Assumption-targeting weakeners exploit unstated premises that the recommendation depends upon. Every recommendation rests on assumptions about how the world works, what conditions exist, or what will remain constant. Identifying and undermining these assumptions effectively weakens the recommendation.
The Reasoning Pattern in Recommendation Arguments
Recommendation arguments follow a predictable logical structure:
- Current situation: Description of a problem, need, or opportunity
- Proposed action: The recommendation itself
- Expected outcome: What the recommendation is supposed to achieve
- Supporting evidence: Why the arguer believes the action will produce the outcome
The reasoning pattern typically involves an implicit causal claim: "If we do X, then Y will result." This creates vulnerability because the argument assumes:
- X is possible to implement
- X will actually cause Y (not just correlate with it)

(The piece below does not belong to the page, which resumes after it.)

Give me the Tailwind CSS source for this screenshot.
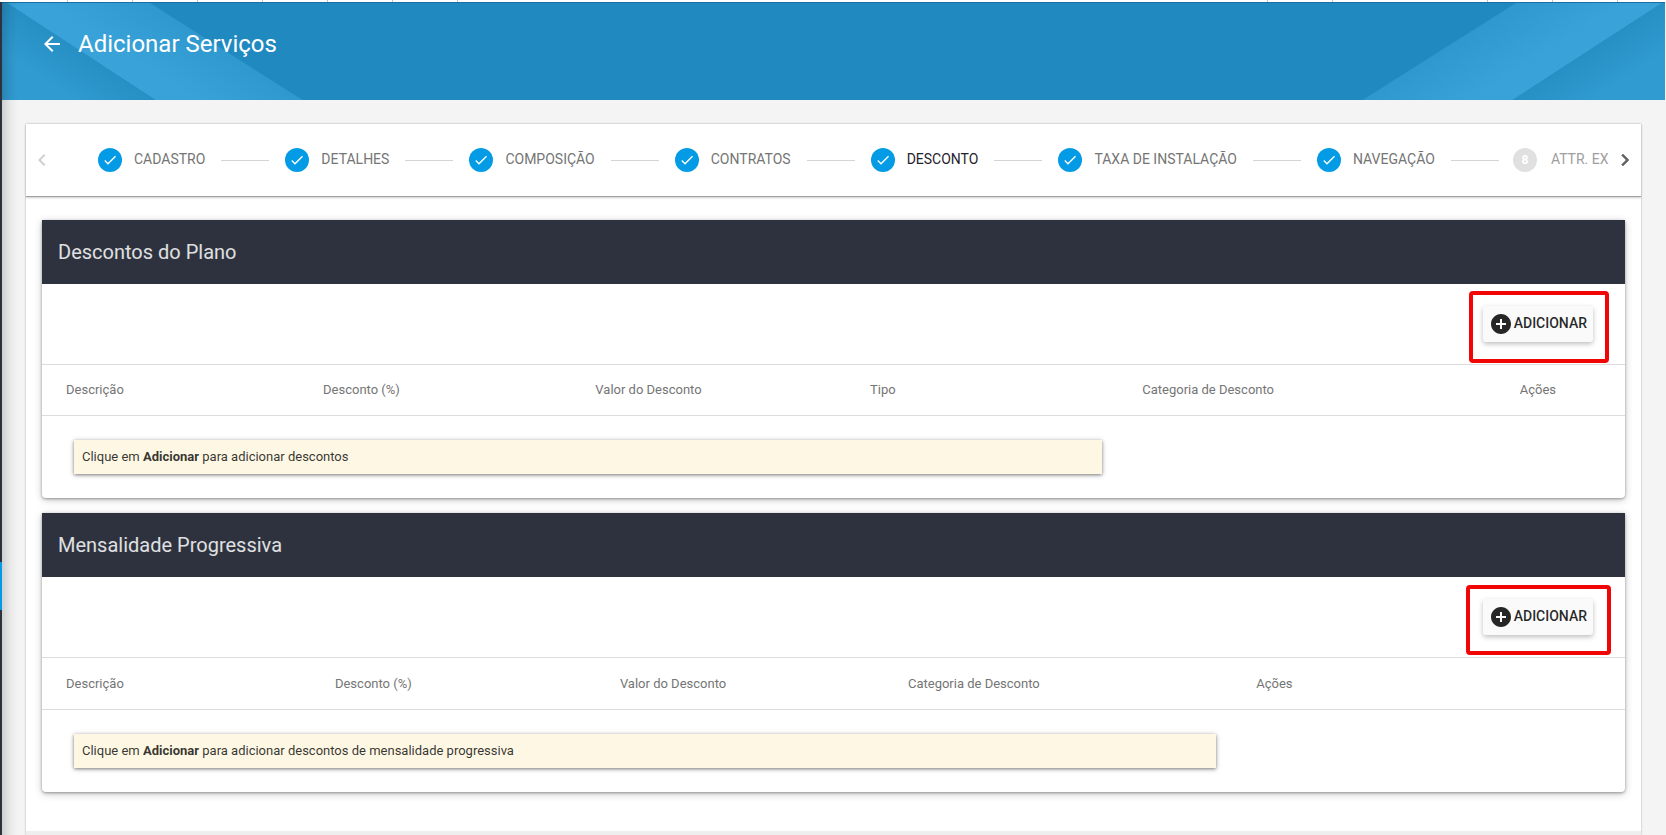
<!DOCTYPE html>
<html lang="pt-BR">
<head>
<meta charset="utf-8">
<meta name="viewport" content="width=device-width, initial-scale=1">
<title>Adicionar Serviços</title>
<script src="https://cdn.jsdelivr.net/npm/@tailwindcss/browser@4"></script>
</head>
<body class="flex min-h-screen flex-col overflow-x-hidden bg-[#f4f4f4] font-['Roboto',sans-serif] text-[13px] text-black/80">
<svg width="0" height="0" class="hidden" aria-hidden="true">
  <symbol id="check" viewBox="0 0 24 24"><path fill="currentColor" d="M9 16.17L4.83 12l-1.42 1.41L9 19 21 7l-1.41-1.41z"/></symbol>
  <symbol id="plus" viewBox="0 0 24 24"><path fill="currentColor" d="M12 2C6.48 2 2 6.48 2 12s4.48 10 10 10 10-4.48 10-10S17.52 2 12 2zm5 11h-4v4h-2v-4H7v-2h4V7h2v4h4v2z"/></symbol>
</svg>

<!-- lower edge of the browser's bookmark bar -->
<div class="flex h-[2px] shrink-0 justify-between bg-white">
  <div class="w-[460px] bg-[repeating-linear-gradient(90deg,transparent_0px,transparent_64px,#c4c4c4_64px,#c4c4c4_65px)] bg-[position:3px_0]"></div>
  <div class="flex gap-16 pr-12"><span class="w-px bg-[#c4c4c4]"></span><span class="mr-[90px] w-px bg-[#c4c4c4]"></span><span class="w-px bg-[#c4c4c4]"></span><span class="w-px bg-[#c4c4c4]"></span><span class="w-px bg-[#c4c4c4]"></span></div>
</div>

<div class="relative flex flex-1">
  <!-- collapsed side menu -->
  <nav class="flex w-[2px] shrink-0 flex-col bg-[#2d323e]" aria-label="Menu">
    <span class="mt-[560px] block h-12 bg-[#039be5]"></span>
  </nav>
  <div class="pointer-events-none absolute inset-y-0 left-[2px] z-10 w-4 bg-linear-to-r from-black/15 via-black/5 to-transparent"></div>

  <div class="flex min-w-0 flex-1 flex-col">
    <header class="relative mr-px h-[98px] shrink-0 overflow-hidden border-t border-[#1a6f9c] bg-[#2089bf]">
      <svg class="absolute top-0 left-0" width="304" height="98" viewBox="0 0 304 98" aria-hidden="true">
        <defs>
          <linearGradient id="l1" gradientUnits="userSpaceOnUse" x1="150" y1="0" x2="118" y2="49"><stop offset="0" stop-color="#2f99cf"/><stop offset="1" stop-color="#39a2d8"/></linearGradient>
          <linearGradient id="l2" gradientUnits="userSpaceOnUse" x1="80" y1="49" x2="56" y2="86"><stop offset="0" stop-color="#268fc4"/><stop offset="1" stop-color="#309bd1"/></linearGradient>
        </defs>
        <path d="M5 0H148L302 98H155Z" fill="url(#l1)"/>
        <path d="M0 -3L5 0L155 98H0Z" fill="url(#l2)"/>
      </svg>
      <svg class="absolute top-0 right-0" width="304" height="98" viewBox="0 0 304 98" aria-hidden="true">
        <defs>
          <linearGradient id="r1" gradientUnits="userSpaceOnUse" x1="155" y1="0" x2="187" y2="49"><stop offset="0" stop-color="#2f99cf"/><stop offset="1" stop-color="#39a2d8"/></linearGradient>
          <linearGradient id="r2" gradientUnits="userSpaceOnUse" x1="224" y1="49" x2="248" y2="86"><stop offset="0" stop-color="#268fc4"/><stop offset="1" stop-color="#309bd1"/></linearGradient>
        </defs>
        <path d="M155 0H301L150 98H0Z" fill="url(#r1)"/>
        <path d="M304 -2L301 0L150 98H304Z" fill="url(#r2)"/>
      </svg>
      <div class="relative flex items-center gap-[14px] pt-[25px] pl-[38px] text-white">
        <button type="button" aria-label="Voltar" class="block size-6">
          <svg viewBox="0 0 24 24" class="size-6" aria-hidden="true"><path fill="currentColor" d="M20 11H7.830l5.590-5.590L12 4l-8 8 8 8 1.410-1.410L7.830 13H20v-2z"/></svg>
        </button>
        <h1 class="text-2xl leading-8">Adicionar Serviços</h1>
      </div>
    </header>

    <main class="mt-6 mr-[25px] ml-6 flex-1 bg-white shadow-[0_0_2px_rgba(0,0,0,0.3)]">
      <div class="flex h-[73px] items-center border-b border-[#a0a0a0] shadow-[0_1px_2px_rgba(0,0,0,0.2)]">
        <button type="button" aria-label="Etapas anteriores" disabled class="flex w-8 shrink-0 justify-center text-[#d0d0d0]">
          <svg viewBox="0 0 24 24" class="size-6" aria-hidden="true"><path fill="currentColor" d="M15.410 7.410L14 6l-6 6 6 6 1.410-1.410L10.830 12z"/></svg>
        </button>
        <ol class="flex min-w-0 flex-1 items-center overflow-hidden pl-10 text-sm font-normal whitespace-nowrap text-[#757575]">
          <li class="flex shrink-0 items-center"><button type="button" class="flex items-center gap-3"><span class="flex size-6 items-center justify-center rounded-full bg-[#039be5] text-white"><svg class="size-4"><use href="#check"/></svg></span><span class="pb-0.5">CADASTRO</span></button><span class="mx-4 h-px w-12 bg-[#d4d4d4]"></span></li>
          <li class="flex shrink-0 items-center"><button type="button" class="flex items-center gap-3"><span class="flex size-6 items-center justify-center rounded-full bg-[#039be5] text-white"><svg class="size-4"><use href="#check"/></svg></span><span class="pb-0.5">DETALHES</span></button><span class="mx-4 h-px w-12 bg-[#d4d4d4]"></span></li>
          <li class="flex shrink-0 items-center"><button type="button" class="flex items-center gap-3"><span class="flex size-6 items-center justify-center rounded-full bg-[#039be5] text-white"><svg class="size-4"><use href="#check"/></svg></span><span class="pb-0.5">COMPOSIÇÃO</span></button><span class="mx-4 h-px w-12 bg-[#d4d4d4]"></span></li>
          <li class="flex shrink-0 items-center"><button type="button" class="flex items-center gap-3"><span class="flex size-6 items-center justify-center rounded-full bg-[#039be5] text-white"><svg class="size-4"><use href="#check"/></svg></span><span class="pb-0.5">CONTRATOS</span></button><span class="mx-4 h-px w-12 bg-[#d4d4d4]"></span></li>
          <li class="flex shrink-0 items-center"><button type="button" aria-current="step" class="flex items-center gap-3 text-[#1f232c]"><span class="flex size-6 items-center justify-center rounded-full bg-[#039be5] text-white"><svg class="size-4"><use href="#check"/></svg></span><span class="pb-0.5">DESCONTO</span></button><span class="mx-4 h-px w-12 bg-[#d4d4d4]"></span></li>
          <li class="flex shrink-0 items-center"><button type="button" class="flex items-center gap-3"><span class="flex size-6 items-center justify-center rounded-full bg-[#039be5] text-white"><svg class="size-4"><use href="#check"/></svg></span><span class="pb-0.5">TAXA DE INSTALAÇÃO</span></button><span class="mx-4 h-px w-12 bg-[#d4d4d4]"></span></li>
          <li class="flex shrink-0 items-center"><button type="button" class="flex items-center gap-3"><span class="flex size-6 items-center justify-center rounded-full bg-[#039be5] text-white"><svg class="size-4"><use href="#check"/></svg></span><span class="pb-0.5">NAVEGAÇÃO</span></button><span class="mr-3.5 ml-4 h-px w-12 bg-[#d4d4d4]"></span></li>
          <li class="flex shrink-0 items-center"><button type="button" disabled class="flex items-center gap-3.5 text-[#9e9e9e]"><span class="flex size-6 items-center justify-center rounded-full bg-[#e0e0e0] text-xs font-bold text-white">8</span><span class="pb-0.5">ATTR. EX</span></button></li>
        </ol>
        <button type="button" aria-label="Próximas etapas" class="flex w-8 shrink-0 justify-center text-[#616161]">
          <svg viewBox="0 0 24 24" class="size-6" aria-hidden="true"><path fill="currentColor" stroke="currentColor" stroke-width="0.5" d="M8.590 7.410L10 6l6 6-6 6-1.410-1.410L13.170 12z"/></svg>
        </button>
      </div>

      <div class="flex flex-col gap-[15px] px-4 pt-[23px] pb-[39px]">
        <section class="rounded-b bg-white shadow-[0_1px_3px_rgba(0,0,0,0.35),0_2px_8px_rgba(0,0,0,0.2)]">
          <h2 class="bg-[#2d323e] px-4 text-xl leading-[64px] text-white/85">Descontos do Plano</h2>
          <div class="flex h-20 items-start justify-end pt-[22px] pr-8">
            <div class="relative">
              <button type="button" class="flex h-9 items-center gap-px rounded-[3px] bg-[#fafafa] px-[6px] text-sm font-medium text-black/85 shadow-[0_2px_5px_rgba(0,0,0,0.26)]"><svg class="size-6"><use href="#plus"/></svg><span class="pb-0.5">ADICIONAR</span></button>
              <span class="pointer-events-none absolute -top-[15px] -right-4 -bottom-[21px] -left-[14px] rounded-sm border-4 border-[#f20505]"></span>
            </div>
          </div>
          <table class="w-full table-fixed text-left">
            <colgroup><col class="w-[17.25%]"><col class="w-[17.2%]"><col class="w-[17.35%]"><col class="w-[17.2%]"><col class="w-[23.85%]"><col></colgroup>
            <thead class="border-y border-[#dcdcdc] text-[#757575]">
              <tr class="h-[51px]"><th class="pl-6 font-normal">Descrição</th><th class="pl-2 font-normal">Desconto (%)</th><th class="pl-2 font-normal">Valor do Desconto</th><th class="pl-2 font-normal">Tipo</th><th class="pl-2 font-normal">Categoria de Desconto</th><th class="pl-2 font-normal">Ações</th></tr>
            </thead>
            <tbody>
              <tr><td colspan="4" class="px-8 py-6"><p class="bg-[#fdf7e3] px-2 leading-[34px] shadow-[0_1px_3px_rgba(0,0,0,0.4),0_1px_6px_rgba(0,0,0,0.2)]">Clique em <b class="font-bold">Adicionar</b> para adicionar descontos</p></td></tr>
            </tbody>
          </table>
        </section>

        <section class="rounded-b bg-white shadow-[0_1px_3px_rgba(0,0,0,0.35),0_2px_8px_rgba(0,0,0,0.2)]">
          <h2 class="bg-[#2d323e] px-4 text-xl leading-[64px] text-white/85">Mensalidade Progressiva</h2>
          <div class="flex h-20 items-start justify-end pt-[22px] pr-8">
            <div class="relative">
              <button type="button" class="flex h-9 items-center gap-px rounded-[3px] bg-[#fafafa] px-[6px] text-sm font-medium text-black/85 shadow-[0_2px_5px_rgba(0,0,0,0.26)]"><svg class="size-6"><use href="#plus"/></svg><span class="pb-0.5">ADICIONAR</span></button>
              <span class="pointer-events-none absolute -top-[14px] -right-[18px] -bottom-5 -left-[17px] rounded-sm border-4 border-[#f20505]"></span>
            </div>
          </div>
          <table class="w-full table-fixed text-left">
            <colgroup><col class="w-[18%]"><col class="w-[18%]"><col class="w-[18.2%]"><col class="w-[22%]"><col></colgroup>
            <thead class="border-y border-[#dcdcdc] text-[#757575]">
              <tr class="h-[52px]"><th class="pl-6 font-normal">Descrição</th><th class="pl-2 font-normal">Desconto (%)</th><th class="pl-2 font-normal">Valor do Desconto</th><th class="pl-2 font-normal">Categoria de Desconto</th><th class="pl-2 font-normal">Ações</th></tr>
            </thead>
            <tbody>
              <tr><td colspan="4" class="px-8 py-6"><p class="bg-[#fdf7e3] px-2 leading-[34px] shadow-[0_1px_3px_rgba(0,0,0,0.4),0_1px_6px_rgba(0,0,0,0.2)]">Clique em <b class="font-bold">Adicionar</b> para adicionar descontos de mensalidade progressiva</p></td></tr>
            </tbody>
          </table>
        </section>
      </div>
      <footer class="h-1 bg-[#eeeeee]"></footer>
    </main>
  </div>
</div>
</body>
</html>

- No other factors will prevent Y
- No negative consequences Z will outweigh Y
- X is the best way to achieve Y
Weakening answer choices exploit these assumptions by introducing information that breaks the causal chain, reveals obstacles, or shows that the cost-benefit analysis is unfavorable.
Distinguishing Recommendations from Predictions
Students often confuse recommendation arguments with prediction arguments. A prediction states what will happen; a recommendation states what should be done. Consider:
- Prediction: "The company will expand internationally next year."
- Recommendation: "The company should expand internationally next year."
This distinction matters because weakening strategies differ. To weaken a prediction, show why the predicted event won't occur. To weaken a recommendation, show why the action is inadvisable—even if it's possible or likely to occur. The question stem language typically signals which type you're dealing with: "weakens the recommendation," "calls into question the advice," or "casts doubt on the proposal" all indicate recommendation arguments.
Common Structural Vulnerabilities
| Vulnerability Type | Description | Example Weakener |
|---|---|---|
| Unintended consequences | The recommendation produces harmful side effects | The policy would create a black market |
| False assumption about current conditions | The argument assumes facts that aren't true | The problem the recommendation addresses doesn't actually exist |
| Ignoring constraints | The recommendation overlooks practical limitations | The necessary resources aren't available |
| Temporal issues | Timing problems undermine effectiveness | The benefits won't materialize until after the critical period |
| Scope mismatch | The recommendation doesn't address the full scope of the problem | The solution only helps a small subset of affected parties |
Concept Relationships
The concepts within weakening recommendations form an interconnected system. The structure of recommendation arguments provides the foundation for understanding all other concepts—recognizing that a conclusion is prescriptive rather than descriptive determines which weakening strategies apply. This structural understanding leads directly to identifying types of weakeners, as each type targets a specific component of the recommendation's structure (effectiveness targets the means-end connection, cost-benefit targets the overall advisability, etc.).
The reasoning pattern in recommendations connects to structural vulnerabilities because the pattern reveals where assumptions hide. The implicit causal claim "doing X will cause Y" creates vulnerability to effectiveness weakeners, while the unstated assumption "Y is worth achieving at any cost" creates vulnerability to cost-benefit weakeners. Understanding the reasoning pattern enables prediction of which vulnerabilities likely exist in any given argument.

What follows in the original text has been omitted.